About 38% (live weight equivalent) of all fish produced worldwide is traded internationally.
The value of fishery exports increased to over $71.5 billion in 2004, representing a 51% increase since 1994.
In 2004, China was the world’s major exporter of fish and fish products, with exports valued at US$6.6 billion. Norway with US$4.1 billion was the second largest exporter followed by Thailand (US$4.0 billion), the United States (US$3.9 billion), Denmark (US$3.6 billion), Canada (US$3.5 billion), Spain (US$2.6 billion), Chile (US$2.5 billion), the Netherlands (US$2.5 billion) and Viet Nam (US$2.4 billion).
Shrimp is the most important commodity with about 16.5% of international trade in value terms. Bottom-feeding (demersal) fish such as cod, hake, haddock and Alaska pollock are another important product group, with 10.2% of trade. Tuna is the third most important commodity, accounting for 8.7% of the global total. The profile of salmon as an export item has increased over the past years as a result of the booming salmon farming industry in Norway and Chile, representing 8.5% of international fish trade. In 2004, fishmeal represented around 3.3% of the value of exports and fish oil less than 1%.

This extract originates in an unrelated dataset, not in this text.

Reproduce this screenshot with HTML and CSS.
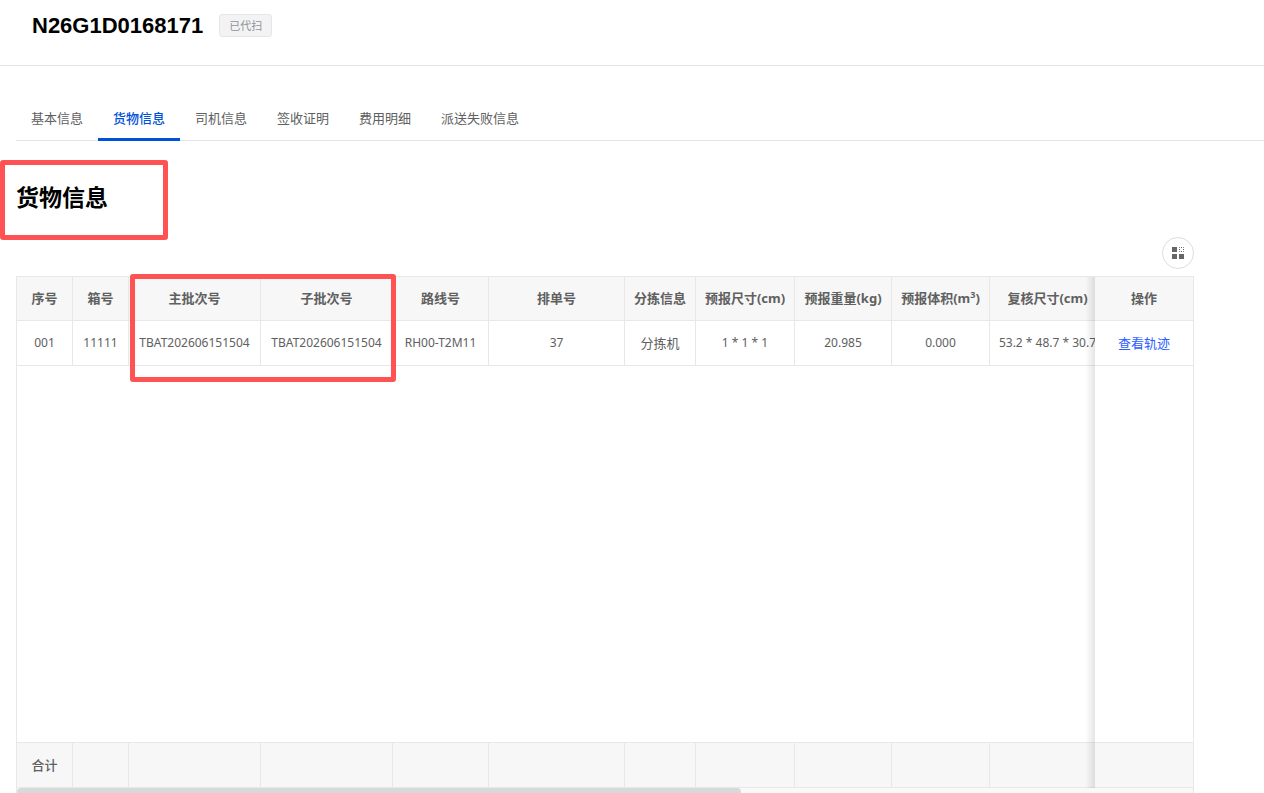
FILE: index.html
```
<!DOCTYPE html>
<html lang="zh-CN">
  <head>
    <meta charset="UTF-8" />
    <meta name="viewport" content="width=device-width, initial-scale=1.0" />
    <title>货物信息</title>
    <link rel="stylesheet" href="styles.css">
  </head>

  <body>
    <header class="page-header">
      <h1>N26G1D0168171</h1>
      <span class="tag">已代扫</span>
    </header>

    <main class="content">
      <nav class="tabs">
        <a href="#basic">基本信息</a>
        <a href="#cargo" class="active">货物信息</a>
        <a href="#driver">司机信息</a>
        <a href="#sign">签收证明</a>
        <a href="#cost">费用明细</a>
        <a href="#failed">派送失败信息</a>
      </nav>

      <section class="cargo" id="cargo">
        <div class="cargo-title">
          <h2>货物信息</h2>
          <div class="mark mark-title"></div>
        </div>

        <div class="toolbar">
          <button type="button" class="round-btn" aria-label="列设置">
            <svg width="14" height="14" viewBox="0 0 14 14">
              <path d="M1 1h5v5H1zM1 8h5v5H1zM8 8h5v5H8z" fill="#666" />
              <path d="M8.5 1.5h4v4h-4z" fill="none" stroke="#666" stroke-dasharray="1 1" stroke-dashoffset="0.5" />
            </svg>
          </button>
        </div>

        <div class="table-box">
          <div class="table-scroll">
            <table>
              <colgroup>
                <col class="w-56"><col class="w-56"><col class="w-132"><col class="w-132">
                <col class="w-96"><col class="w-136"><col class="w-71"><col class="w-99">
                <col class="w-97"><col class="w-98"><col class="w-116"><col>
                <col class="w-98">
              </colgroup>
              <thead>
                <tr>
                  <th>序号</th>
                  <th>箱号</th>
                  <th>主批次号</th>
                  <th>子批次号</th>
                  <th>路线号</th>
                  <th>排单号</th>
                  <th>分拣信息</th>
                  <th>预报尺寸(cm)</th>
                  <th>预报重量(kg)</th>
                  <th>预报体积(m<sup>3</sup>)</th>
                  <th>复核尺寸(cm)</th>
                  <th></th>
                  <th class="fixed">操作</th>
                </tr>
              </thead>
              <tbody>
                <tr>
                  <td class="num">001</td>
                  <td class="num">11111</td>
                  <td class="num">TBAT202606151504</td>
                  <td class="num">TBAT202606151504</td>
                  <td class="num">RH00-T2M11</td>
                  <td class="num">37</td>
                  <td>分拣机</td>
                  <td class="num">1 * 1 * 1</td>
                  <td class="num">20.985</td>
                  <td class="num">0.000</td>
                  <td class="num">53.2 * 48.7 * 30.7</td>
                  <td></td>
                  <td class="fixed"><a href="#track">查看轨迹</a></td>
                </tr>
                <tr class="filler">
                  <td colspan="12"></td>
                  <td class="fixed"></td>
                </tr>
              </tbody>
              <tfoot>
                <tr>
                  <td>合计</td>
                  <td></td>
                  <td></td>
                  <td></td>
                  <td></td>
                  <td></td>
                  <td></td>
                  <td></td>
                  <td></td>
                  <td></td>
                  <td></td>
                  <td></td>
                  <td class="fixed"></td>
                </tr>
              </tfoot>
            </table>
          </div>
          <div class="scrollbar"><div class="thumb"></div></div>
          <div class="mark mark-batch"></div>
        </div>
      </section>
    </main>
  </body>
</html>
```

FILE: styles.css
```
* {
  box-sizing: border-box;
}

body {
  margin: 0;
  height: 100vh;
  display: flex;
  flex-direction: column;
  overflow: hidden;
  background: #fff;
  color: #606060;
  font-family: "Noto Sans", "Noto Sans CJK SC", sans-serif;
  font-size: 13px;
}

.page-header {
  display: flex;
  align-items: flex-start;
  gap: 16px;
  padding: 12px 32px 26px;
  border-bottom: 1px solid #e4e4e4;
}

h1 {
  margin: 0;
  color: #000;
  font-family: "Liberation Sans", sans-serif;
  font-size: 22px;
  line-height: 27px;
}

.tag {
  margin-top: 2px;
  padding: 0 9px;
  border: 1px solid #e6e6e6;
  border-radius: 3px;
  background: #f3f3f3;
  color: #909399;
  font-size: 11px;
  line-height: 21px;
}

.content {
  flex: 1;
  min-height: 0;
  display: flex;
  flex-direction: column;
  padding: 32px 0 0 16px;
}

.tabs {
  display: flex;
  border-bottom: 1px solid #e4e4e4;
}

.tabs a {
  margin-bottom: -1px;
  padding: 0 15px;
  border-bottom: 3px solid transparent;
  color: #606060;
  line-height: 40px;
  text-decoration: none;
}

.tabs .active {
  border-bottom-color: #0052d9;
  color: #0052d9;
  font-weight: 500;
}

.cargo {
  flex: 1;
  min-height: 0;
  display: flex;
  flex-direction: column;
  padding-right: 70px;
}

.cargo-title {
  position: relative;
  padding: 39px 0 40px;
}

h2 {
  margin: 0;
  color: #000;
  font-size: 23px;
  line-height: 34px;
}

/* red highlight frames */
.mark {
  position: absolute;
  z-index: 5;
  border: 5px solid #ff5252;
  border-radius: 3px;
  pointer-events: none;
}

.mark-title {
  top: 19px;
  left: -16px;
  width: 168px;
  height: 80px;
}

.mark-batch {
  top: -3px;
  left: 113px;
  width: 266px;
  height: 108px;
}

.toolbar {
  display: flex;
  justify-content: flex-end;
  margin-top: -17px;
  padding-bottom: 7px;
}

.round-btn {
  width: 32px;
  height: 32px;
  display: flex;
  align-items: center;
  justify-content: center;
  padding: 0;
  border: 1px solid #dcdce6;
  border-radius: 50%;
  background: #fff;
  cursor: pointer;
}

.table-box {
  position: relative;
  flex: 1;
  min-height: 0;
  display: flex;
  flex-direction: column;
  border: 1px solid #e8e8e8;
  border-bottom: none;
}

.table-scroll {
  flex: 1;
  min-height: 0;
  overflow: auto hidden;
  scrollbar-width: none;
}

table {
  width: 1911px;
  height: 100%;
  table-layout: fixed;
  border-collapse: separate;
  border-spacing: 0;
}

th,
td {
  height: 45px;
  padding: 0;
  border-right: 1px solid #e8e8e8;
  border-bottom: 1px solid #e8e8e8;
  line-height: 20px;
  text-align: center;
  white-space: nowrap;
}

th {
  height: 44px;
  padding-bottom: 2px;
}

th,
tfoot td {
  background: #f7f7f7;
}

tfoot td {
  font-weight: 500;
}

.num {
  font-size: 12px;
}

sup {
  font-size: 9px;
  line-height: 0;
}

.filler td {
  height: auto;
}

.fixed {
  position: sticky;
  right: 0;
  border-right: none;
}

tbody .fixed {
  background: #fff;
}

.fixed::before {
  content: "";
  position: absolute;
  top: 0;
  right: 100%;
  bottom: -1px;
  width: 10px;
  background: linear-gradient(to left, rgba(0, 0, 0, 0.1), transparent);
}

.fixed a {
  color: #2b5cff;
  text-decoration: none;
}

.w-56 { width: 56px; }
.w-71 { width: 71px; }
.w-96 { width: 96px; }
.w-97 { width: 97px; }
.w-98 { width: 98px; }
.w-99 { width: 99px; }
.w-116 { width: 116px; }
.w-132 { width: 132px; }
.w-136 { width: 136px; }

.scrollbar {
  height: 5px;
  overflow: hidden;
  background: #f9f9f9;
}

.thumb {
  width: calc(100% * 8 / 13);
  height: 8px;
  border-radius: 4px;
  background: #d8d9db;
}
```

Most developing countries still do not process the fish they catch before exporting it, and such raw exports earn less on international markets than processed or frozen fish products. In some cases this is due to tariff escalation by developed countries -- higher duties levied against imports of processed or frozen fish, a practice that hinders developing countries capacity to export value added products .
Other challenges facing developing countries include meeting the ever-more-stringent safety and quality standards imposed by developed countries. For resource-strapped countries finding the technical know-how or the financial resources needed to meet such standards is often difficult.